Twenty years into his retirement from a Hall of Fame career in college basketball, Denny Crum was at the Keeneland sales pavilion shopping for a stakes winner with trainer Dallas Stewart.

This was no new venture for Crum, who had been a racehorse owner since the mid-1970s and bred nearly a dozen winners through the late 1980s and ‘90s. Thoroughbred racing was yet another outlet for the man who loved to compete, whether it was basketball, golf, fishing, horse racing, or poker.

The sports world lost that competitor May 9. He was 86.

Crum and Stewart at Keeneland. (Keeneland photo)

“We were at a fish fry the night before the sale and he told me, ‘I want to get another good horse,’ “ recalled Stewart. “I told him there was a good one selling the next day. I picked him up at his house the next day, and we went and bought him.”

Crum went to $825,000 to buy Strava, then a 2-year-old son of Into Mischief out of stakes winner Catch My Drift, whom Stewart had been training for WinStar Farm and Siena Farm. The colt had won his debut at Keeneland.

“I’ve decided at my age [84] there is no reason to save any money,” Crum told BloodHorse after buying Strava during the 2021 Keeneland November breeding stock sale. “So, I wanted a good horse, and I think we got one. It cost us a little more than I thought it would, but still, [he is] the best horse here.”

Strava didn’t become a stakes winner for Crum and Stewart, but he put them in the winner’s circle at Churchill Downs following an allowance race and came close in stakes competition by finishing third in stakes at Ellis Park and Churchill. Crum raced Strava with Siena Farm and WinStar Farm, who were so excited Crum bought the colt that they stayed in as partners.

Stewart had already put Crum in the winner’s circle on many occasions, including with his best runner, Nasty Storm. The daughter of Gulch was acquired after she was bought back for $45,000 at the 1999 Keeneland September yearling sale. Crum raced her with Daryl Elser, Riley McDonald, Joseph Riccelli, and Stewart as partners.

Nasty Storm would win or place in eight graded stakes, which included wins in the Grade 2 Churchill Downs Distaff Handicap, Grade 2 Gallant Bloom Handicap, and Grade 3 Dogwood Stakes.
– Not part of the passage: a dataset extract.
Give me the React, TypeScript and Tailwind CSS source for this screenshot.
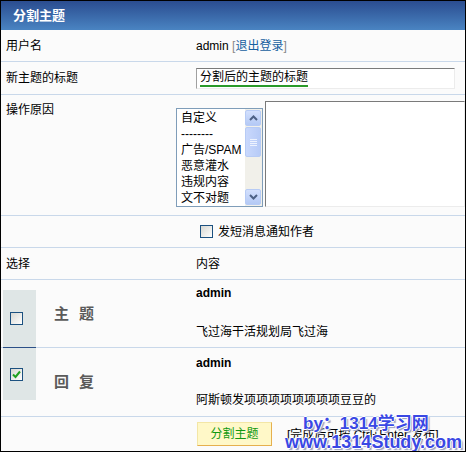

She also was second in the Spinaway Stakes and third in the Test Stakes, both Grade 1 races. After earning $754,157 while racing from 2 to 5, Nasty Storm was sold for $1.075 million to Frank Stronach at the 2002 Keeneland November sale.

Stewart met Crum while he was an assistant trainer for D. Wayne Lukas, who had a few horses for the legendary coach who led the University of Louisville Cardinals to six Final Fours and won national titles in 1980 and 1986. He made the NCAA Tournament 23 times in his 30 seasons. Crum also oversaw Louisville’s move from the Missouri Valley Conference to the Metro Conference to Conference USA, according to ESPN.com, and his teams won 15 regular-season conference championships in the two leagues.

“I don’t have enough time to tell you what a great man he was — world class, world champion, upstanding, and he was just a winner in everything around him,” Stewart said. “He was a wonderful man who loved the game.”

Crum campaigned 21 winners as an owner, which also included Grade 2-placed stakes winner Medium Cool, who was trained by Lukas and finished second in the Fayette Stakes at Keeneland. Crum raced Medium Cool in partnership with Elser.

Crum, a native of San Fernando, Calif., played basketball at UCLA under another coaching legend, John Wooden, and later joined the Bruins’ staff as an assistant. UCLA captured three national titles during Crum’s time there, according to ESPN.com.

In 1993, Crum became the second-fastest coach to win 500 games. Nicknamed “Cool Hand Luke” for his calm demeanor, he had a 675-295 mark at Louisville before retiring in 2001, according to ESPN.com.